**The input:**
-- START --

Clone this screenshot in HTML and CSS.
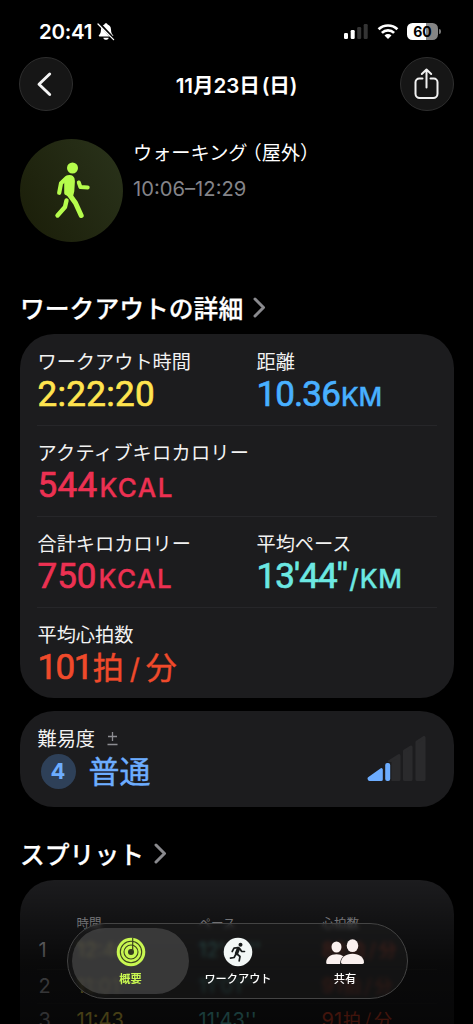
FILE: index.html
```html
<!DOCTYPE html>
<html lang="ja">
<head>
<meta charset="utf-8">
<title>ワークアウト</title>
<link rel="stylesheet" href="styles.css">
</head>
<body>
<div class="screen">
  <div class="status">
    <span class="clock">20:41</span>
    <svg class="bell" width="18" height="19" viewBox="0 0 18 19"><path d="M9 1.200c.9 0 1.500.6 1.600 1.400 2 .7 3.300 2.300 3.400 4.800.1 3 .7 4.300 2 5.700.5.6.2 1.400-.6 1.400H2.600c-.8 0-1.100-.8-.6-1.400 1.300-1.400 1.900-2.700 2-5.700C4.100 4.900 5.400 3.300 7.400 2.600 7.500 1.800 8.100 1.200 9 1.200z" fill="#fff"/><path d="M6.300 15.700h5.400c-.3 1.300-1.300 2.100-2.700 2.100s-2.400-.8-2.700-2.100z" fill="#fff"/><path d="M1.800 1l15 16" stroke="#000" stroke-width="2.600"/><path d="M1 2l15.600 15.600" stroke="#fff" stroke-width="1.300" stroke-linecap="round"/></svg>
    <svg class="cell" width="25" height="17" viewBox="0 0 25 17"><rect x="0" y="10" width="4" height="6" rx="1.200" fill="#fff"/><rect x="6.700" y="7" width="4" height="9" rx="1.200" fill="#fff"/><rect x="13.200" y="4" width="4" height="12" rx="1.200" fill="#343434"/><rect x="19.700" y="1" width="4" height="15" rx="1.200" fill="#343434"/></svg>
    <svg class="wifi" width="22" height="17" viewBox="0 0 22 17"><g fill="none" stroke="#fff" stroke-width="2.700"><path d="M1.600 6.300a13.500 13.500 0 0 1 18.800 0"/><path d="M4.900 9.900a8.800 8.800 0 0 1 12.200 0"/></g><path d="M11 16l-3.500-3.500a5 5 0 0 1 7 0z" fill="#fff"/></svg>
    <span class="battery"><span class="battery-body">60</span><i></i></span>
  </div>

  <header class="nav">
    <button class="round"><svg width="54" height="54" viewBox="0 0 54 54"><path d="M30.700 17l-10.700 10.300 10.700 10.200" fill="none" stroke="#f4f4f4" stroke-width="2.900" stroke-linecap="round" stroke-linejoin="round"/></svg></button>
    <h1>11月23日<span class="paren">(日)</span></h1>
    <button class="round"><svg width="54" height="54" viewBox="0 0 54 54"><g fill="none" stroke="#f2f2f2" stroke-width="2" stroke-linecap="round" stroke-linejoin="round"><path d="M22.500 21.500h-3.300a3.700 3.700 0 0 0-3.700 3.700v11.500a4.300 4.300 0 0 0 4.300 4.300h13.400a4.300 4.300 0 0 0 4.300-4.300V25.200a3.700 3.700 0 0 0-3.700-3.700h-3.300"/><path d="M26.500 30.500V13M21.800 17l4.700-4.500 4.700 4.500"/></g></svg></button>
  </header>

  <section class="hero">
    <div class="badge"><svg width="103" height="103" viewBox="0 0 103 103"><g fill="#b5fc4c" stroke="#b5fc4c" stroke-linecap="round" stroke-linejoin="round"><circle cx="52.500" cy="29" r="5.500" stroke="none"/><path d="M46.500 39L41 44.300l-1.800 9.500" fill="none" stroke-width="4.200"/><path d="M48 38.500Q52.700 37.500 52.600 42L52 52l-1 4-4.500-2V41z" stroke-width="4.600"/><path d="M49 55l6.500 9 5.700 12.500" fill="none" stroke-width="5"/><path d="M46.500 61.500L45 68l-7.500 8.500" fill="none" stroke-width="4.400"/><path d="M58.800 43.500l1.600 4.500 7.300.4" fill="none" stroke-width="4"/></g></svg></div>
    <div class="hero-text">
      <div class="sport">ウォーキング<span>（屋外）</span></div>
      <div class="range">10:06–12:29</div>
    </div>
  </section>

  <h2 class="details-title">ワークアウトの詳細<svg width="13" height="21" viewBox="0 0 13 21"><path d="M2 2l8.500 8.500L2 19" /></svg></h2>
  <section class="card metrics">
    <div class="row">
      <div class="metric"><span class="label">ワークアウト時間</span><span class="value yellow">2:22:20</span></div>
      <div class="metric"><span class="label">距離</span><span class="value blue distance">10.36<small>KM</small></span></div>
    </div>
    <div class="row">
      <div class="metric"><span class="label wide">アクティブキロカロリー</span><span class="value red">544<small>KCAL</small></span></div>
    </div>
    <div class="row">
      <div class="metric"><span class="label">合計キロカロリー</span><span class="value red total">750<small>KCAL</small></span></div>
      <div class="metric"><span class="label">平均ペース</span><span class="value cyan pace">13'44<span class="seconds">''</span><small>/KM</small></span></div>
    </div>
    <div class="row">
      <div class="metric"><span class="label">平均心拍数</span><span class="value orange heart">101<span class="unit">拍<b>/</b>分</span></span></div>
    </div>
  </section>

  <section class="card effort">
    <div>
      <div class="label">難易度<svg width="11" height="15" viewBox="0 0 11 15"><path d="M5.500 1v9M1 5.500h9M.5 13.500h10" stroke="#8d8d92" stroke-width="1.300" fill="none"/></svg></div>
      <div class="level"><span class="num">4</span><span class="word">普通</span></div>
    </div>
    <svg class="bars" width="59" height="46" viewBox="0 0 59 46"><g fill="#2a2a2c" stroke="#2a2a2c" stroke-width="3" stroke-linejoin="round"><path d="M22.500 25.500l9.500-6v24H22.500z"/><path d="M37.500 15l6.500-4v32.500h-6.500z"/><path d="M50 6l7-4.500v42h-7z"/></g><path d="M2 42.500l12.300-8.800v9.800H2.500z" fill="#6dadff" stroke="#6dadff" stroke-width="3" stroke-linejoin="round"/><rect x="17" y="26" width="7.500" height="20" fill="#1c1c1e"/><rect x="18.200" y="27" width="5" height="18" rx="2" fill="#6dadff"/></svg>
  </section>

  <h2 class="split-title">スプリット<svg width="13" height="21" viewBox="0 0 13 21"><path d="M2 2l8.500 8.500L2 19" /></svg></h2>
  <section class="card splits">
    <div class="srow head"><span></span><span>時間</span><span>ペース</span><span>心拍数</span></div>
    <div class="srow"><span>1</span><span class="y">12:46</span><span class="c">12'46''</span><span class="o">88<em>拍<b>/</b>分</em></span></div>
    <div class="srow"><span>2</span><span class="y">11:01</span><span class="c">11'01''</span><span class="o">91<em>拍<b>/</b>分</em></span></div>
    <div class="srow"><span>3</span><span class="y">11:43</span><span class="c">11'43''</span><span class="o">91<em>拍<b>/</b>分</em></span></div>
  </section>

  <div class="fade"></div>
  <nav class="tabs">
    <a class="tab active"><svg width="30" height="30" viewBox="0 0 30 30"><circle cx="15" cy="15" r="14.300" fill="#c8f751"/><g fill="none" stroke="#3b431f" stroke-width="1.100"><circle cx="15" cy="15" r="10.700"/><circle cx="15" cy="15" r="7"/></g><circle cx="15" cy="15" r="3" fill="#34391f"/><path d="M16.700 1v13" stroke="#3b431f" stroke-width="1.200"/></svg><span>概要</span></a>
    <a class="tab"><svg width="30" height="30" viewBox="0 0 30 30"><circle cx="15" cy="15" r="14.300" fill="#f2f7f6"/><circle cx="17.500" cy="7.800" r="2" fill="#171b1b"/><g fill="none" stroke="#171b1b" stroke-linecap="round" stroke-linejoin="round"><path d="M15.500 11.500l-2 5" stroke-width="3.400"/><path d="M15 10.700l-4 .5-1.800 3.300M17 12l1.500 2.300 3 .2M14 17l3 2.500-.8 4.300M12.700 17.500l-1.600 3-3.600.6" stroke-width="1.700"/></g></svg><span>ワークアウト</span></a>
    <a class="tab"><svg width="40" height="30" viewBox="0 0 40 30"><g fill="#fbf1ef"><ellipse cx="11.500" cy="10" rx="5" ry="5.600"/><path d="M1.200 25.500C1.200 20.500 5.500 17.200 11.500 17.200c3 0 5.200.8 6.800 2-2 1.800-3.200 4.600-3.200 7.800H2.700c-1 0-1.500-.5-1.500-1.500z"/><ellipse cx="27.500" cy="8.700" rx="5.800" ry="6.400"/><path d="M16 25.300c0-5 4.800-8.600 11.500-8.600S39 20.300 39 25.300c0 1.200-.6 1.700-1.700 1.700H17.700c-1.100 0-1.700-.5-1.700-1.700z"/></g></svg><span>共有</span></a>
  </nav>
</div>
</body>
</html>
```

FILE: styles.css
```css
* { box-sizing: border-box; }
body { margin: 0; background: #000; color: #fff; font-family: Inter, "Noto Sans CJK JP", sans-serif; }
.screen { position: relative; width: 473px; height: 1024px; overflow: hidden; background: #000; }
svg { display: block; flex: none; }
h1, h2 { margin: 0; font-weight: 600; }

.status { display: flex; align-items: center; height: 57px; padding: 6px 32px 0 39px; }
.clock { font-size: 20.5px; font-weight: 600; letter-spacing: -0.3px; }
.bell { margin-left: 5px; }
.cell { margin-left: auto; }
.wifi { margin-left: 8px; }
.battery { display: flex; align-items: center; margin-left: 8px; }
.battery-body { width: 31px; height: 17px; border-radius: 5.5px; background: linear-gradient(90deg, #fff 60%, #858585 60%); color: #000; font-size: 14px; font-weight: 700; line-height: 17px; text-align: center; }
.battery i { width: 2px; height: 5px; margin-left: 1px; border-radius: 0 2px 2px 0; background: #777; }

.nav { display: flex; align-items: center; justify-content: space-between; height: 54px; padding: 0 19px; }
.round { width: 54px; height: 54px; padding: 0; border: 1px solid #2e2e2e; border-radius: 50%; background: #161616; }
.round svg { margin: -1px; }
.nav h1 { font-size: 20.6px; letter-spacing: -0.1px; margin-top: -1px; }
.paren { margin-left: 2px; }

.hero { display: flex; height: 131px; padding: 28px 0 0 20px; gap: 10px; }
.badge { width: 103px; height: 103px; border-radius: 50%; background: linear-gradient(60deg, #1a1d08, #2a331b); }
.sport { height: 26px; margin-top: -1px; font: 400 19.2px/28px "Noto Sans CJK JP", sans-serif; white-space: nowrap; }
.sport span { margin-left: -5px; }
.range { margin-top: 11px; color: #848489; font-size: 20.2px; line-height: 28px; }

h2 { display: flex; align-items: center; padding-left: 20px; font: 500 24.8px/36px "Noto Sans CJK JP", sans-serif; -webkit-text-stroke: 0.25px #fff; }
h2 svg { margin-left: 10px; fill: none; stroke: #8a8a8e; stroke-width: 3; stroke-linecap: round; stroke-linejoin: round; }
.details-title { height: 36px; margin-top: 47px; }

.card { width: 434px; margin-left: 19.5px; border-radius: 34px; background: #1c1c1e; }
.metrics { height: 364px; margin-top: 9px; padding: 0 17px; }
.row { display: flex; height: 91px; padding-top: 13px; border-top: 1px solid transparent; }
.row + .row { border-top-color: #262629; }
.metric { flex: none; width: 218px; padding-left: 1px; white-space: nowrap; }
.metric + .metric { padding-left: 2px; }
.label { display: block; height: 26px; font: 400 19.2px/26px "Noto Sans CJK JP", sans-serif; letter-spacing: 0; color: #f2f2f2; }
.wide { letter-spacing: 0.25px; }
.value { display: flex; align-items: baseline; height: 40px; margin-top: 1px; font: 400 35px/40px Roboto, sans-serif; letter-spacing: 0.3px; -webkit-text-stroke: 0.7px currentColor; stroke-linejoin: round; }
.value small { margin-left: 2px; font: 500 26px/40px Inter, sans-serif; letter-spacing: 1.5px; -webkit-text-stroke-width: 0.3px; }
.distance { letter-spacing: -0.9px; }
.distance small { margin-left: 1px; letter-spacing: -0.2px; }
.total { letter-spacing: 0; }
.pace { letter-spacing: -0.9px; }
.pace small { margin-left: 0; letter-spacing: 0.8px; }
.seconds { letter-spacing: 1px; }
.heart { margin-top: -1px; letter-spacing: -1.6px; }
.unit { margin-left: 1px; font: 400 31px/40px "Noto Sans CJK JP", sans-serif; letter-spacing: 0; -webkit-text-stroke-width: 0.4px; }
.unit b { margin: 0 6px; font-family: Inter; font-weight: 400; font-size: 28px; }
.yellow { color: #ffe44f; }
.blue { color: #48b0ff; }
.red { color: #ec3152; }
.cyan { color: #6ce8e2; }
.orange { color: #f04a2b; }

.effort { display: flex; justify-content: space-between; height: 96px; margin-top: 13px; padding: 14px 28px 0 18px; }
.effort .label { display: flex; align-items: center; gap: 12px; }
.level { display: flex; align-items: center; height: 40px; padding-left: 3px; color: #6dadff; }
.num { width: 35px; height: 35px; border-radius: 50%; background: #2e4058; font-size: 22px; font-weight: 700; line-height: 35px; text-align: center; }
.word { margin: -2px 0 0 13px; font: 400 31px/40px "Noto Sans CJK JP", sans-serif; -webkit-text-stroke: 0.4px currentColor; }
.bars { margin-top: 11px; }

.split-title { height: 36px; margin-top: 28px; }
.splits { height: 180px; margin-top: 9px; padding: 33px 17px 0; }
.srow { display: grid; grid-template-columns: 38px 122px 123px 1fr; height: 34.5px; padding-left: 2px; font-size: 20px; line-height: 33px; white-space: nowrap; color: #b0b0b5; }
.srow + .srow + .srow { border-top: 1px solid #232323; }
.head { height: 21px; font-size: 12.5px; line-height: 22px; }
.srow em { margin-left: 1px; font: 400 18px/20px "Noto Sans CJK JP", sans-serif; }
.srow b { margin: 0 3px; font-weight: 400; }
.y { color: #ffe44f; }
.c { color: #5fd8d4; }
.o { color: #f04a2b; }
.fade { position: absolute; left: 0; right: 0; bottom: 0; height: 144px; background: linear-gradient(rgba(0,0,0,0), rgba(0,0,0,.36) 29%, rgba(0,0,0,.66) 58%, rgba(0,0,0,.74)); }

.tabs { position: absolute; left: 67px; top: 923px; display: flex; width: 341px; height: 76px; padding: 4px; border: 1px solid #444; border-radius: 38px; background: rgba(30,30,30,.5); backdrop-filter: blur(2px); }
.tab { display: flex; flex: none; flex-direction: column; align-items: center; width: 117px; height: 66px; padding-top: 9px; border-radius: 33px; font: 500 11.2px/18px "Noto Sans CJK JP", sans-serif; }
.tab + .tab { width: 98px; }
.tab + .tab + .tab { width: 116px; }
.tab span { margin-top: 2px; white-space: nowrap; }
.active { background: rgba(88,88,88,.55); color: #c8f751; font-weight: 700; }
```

-- END --
-- START --

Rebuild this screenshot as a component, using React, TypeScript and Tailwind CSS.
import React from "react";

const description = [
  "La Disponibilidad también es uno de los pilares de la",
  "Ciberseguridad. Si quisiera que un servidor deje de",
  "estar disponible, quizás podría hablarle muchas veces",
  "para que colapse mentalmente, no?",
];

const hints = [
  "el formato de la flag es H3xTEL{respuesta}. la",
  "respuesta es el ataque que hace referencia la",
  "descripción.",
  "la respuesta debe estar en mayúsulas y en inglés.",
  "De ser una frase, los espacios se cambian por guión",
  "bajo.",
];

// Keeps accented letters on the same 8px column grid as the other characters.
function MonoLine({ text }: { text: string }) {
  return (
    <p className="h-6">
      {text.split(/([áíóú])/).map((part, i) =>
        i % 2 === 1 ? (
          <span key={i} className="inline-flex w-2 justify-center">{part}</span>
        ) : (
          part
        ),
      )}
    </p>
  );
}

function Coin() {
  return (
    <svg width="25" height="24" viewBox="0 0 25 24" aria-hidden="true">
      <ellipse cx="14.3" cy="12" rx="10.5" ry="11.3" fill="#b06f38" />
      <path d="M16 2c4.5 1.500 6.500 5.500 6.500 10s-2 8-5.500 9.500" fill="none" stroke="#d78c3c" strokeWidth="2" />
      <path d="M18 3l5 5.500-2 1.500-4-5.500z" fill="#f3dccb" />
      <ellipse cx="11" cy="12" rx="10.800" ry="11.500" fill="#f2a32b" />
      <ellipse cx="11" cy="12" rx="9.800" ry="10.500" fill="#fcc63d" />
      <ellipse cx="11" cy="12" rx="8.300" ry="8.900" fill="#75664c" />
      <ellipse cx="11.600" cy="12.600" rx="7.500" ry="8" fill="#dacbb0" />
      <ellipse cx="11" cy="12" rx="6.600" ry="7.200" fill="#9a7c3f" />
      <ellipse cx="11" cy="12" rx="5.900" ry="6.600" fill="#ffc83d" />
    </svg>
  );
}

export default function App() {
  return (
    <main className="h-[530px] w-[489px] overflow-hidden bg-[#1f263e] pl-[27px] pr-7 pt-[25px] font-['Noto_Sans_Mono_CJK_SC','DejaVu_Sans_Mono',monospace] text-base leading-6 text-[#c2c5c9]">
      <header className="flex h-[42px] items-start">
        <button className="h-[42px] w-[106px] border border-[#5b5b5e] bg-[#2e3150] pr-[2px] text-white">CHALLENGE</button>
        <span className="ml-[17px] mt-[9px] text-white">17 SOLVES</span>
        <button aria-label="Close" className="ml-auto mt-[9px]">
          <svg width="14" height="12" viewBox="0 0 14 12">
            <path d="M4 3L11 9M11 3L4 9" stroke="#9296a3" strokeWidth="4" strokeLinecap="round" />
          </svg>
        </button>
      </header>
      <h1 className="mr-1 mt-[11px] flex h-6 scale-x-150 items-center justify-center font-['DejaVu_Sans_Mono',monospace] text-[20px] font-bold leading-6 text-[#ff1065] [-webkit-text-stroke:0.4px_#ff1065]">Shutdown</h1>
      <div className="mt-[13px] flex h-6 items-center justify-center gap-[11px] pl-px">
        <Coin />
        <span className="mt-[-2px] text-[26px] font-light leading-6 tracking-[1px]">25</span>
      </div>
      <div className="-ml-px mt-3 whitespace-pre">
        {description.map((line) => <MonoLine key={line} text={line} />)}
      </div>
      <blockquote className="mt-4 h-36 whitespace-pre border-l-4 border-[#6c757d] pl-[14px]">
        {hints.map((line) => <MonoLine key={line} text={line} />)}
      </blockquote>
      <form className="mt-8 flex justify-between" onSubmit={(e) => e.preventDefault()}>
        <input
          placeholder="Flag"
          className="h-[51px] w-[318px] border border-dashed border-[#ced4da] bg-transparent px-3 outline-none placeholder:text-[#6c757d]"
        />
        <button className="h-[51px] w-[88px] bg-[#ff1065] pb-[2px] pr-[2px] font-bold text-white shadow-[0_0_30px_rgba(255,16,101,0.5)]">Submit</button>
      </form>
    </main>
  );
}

-- END --
-- START --

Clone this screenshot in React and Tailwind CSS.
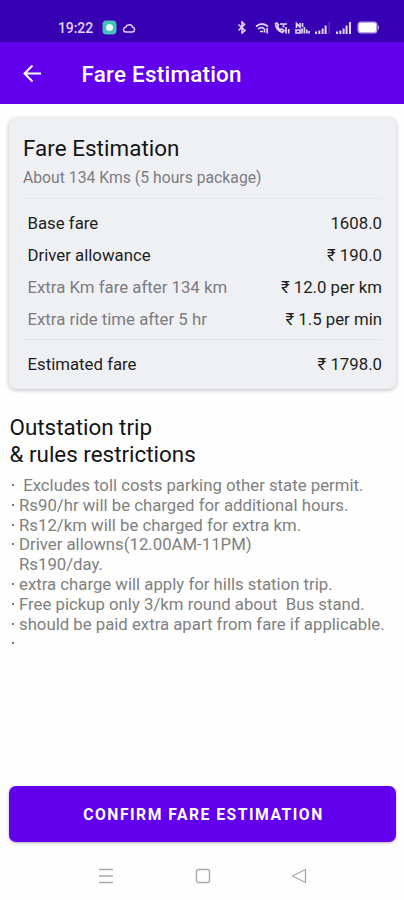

-- END --

**Instructions to follow:**
Keep only those lines of the records that hold "this", and return them.

**Full output:**
Clone this screenshot in HTML and CSS.
Rebuild this screenshot as a component, using React, TypeScript and Tailwind CSS.
Clone this screenshot in React and Tailwind CSS.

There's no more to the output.